In this episode of Show Your Value, Lee sits down with Noel Massie, former UPS executive and author of “Congrats, You’ve Been Promoted.” Noel shares the leadership moment that nearly ended his career before it started, and the simple, practical behaviors that help new leaders earn trust, build ownership, and lead with integrity.


This conversation is a masterclass in what Noel calls value-based leadership, especially for anyone who has just been promoted (or is promoting others) and wants to lead without intimidation, coercion, or “do it at all costs” pressure.


Episode Summary

Noel’s core message is clear: there are no casual moments in leadership. People are always watching the standard you set, the consistency of your decisions, and whether you keep your word.


Lee and Noel unpack what effective leadership really is (and what it is not), why most leadership training misses the mark, and how leaders can build real capability through practice and role-playing.
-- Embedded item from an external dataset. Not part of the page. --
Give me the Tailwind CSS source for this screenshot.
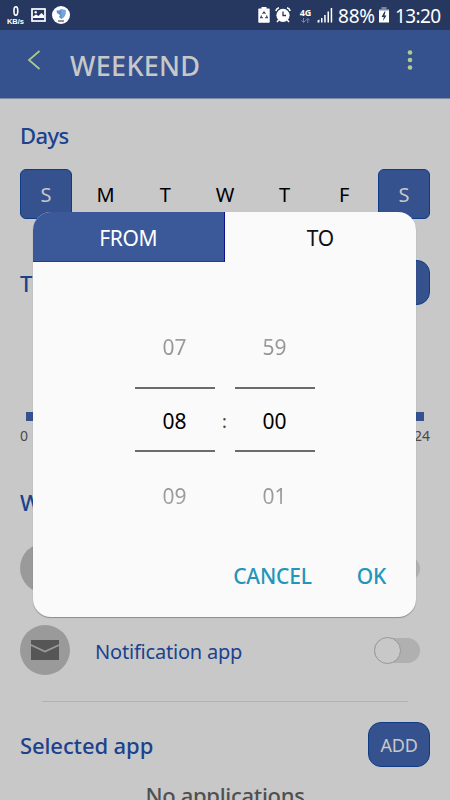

They also go deep on ethics, integrity, fair exchange, and the reality that your team’s behavior is often a reflection of the leadership they experience.


What You’ll Learn

  • Why small leadership moments can change the trajectory of someone’s life and career

  • Noel’s definition of leadership: influence without coercion

  • How to build trust by keeping your word and setting clear “rules of engagement”

  • Why “values” often fail in companies, and how to make integrity and ethics operational

  • The role of fair exchange between leaders and team members

  • How role-playing prepares leaders for the moments that can derail them

  • A powerful reminder: raising your voice rarely changes anyone’s mind


Key Topics Covered

1) “There are no casual moments in leadership”

Your team notices more than you think. The standard you set is always being evaluated, even in “small” moments. The upside is you can create value-based behaviors intentionally in everyday situations.


2) Why Noel wrote the book

Noel wrote Congrats, You’ve Been Promoted for the newly promoted leader who is stepping into difficult, real-world moments with little training and high expectations.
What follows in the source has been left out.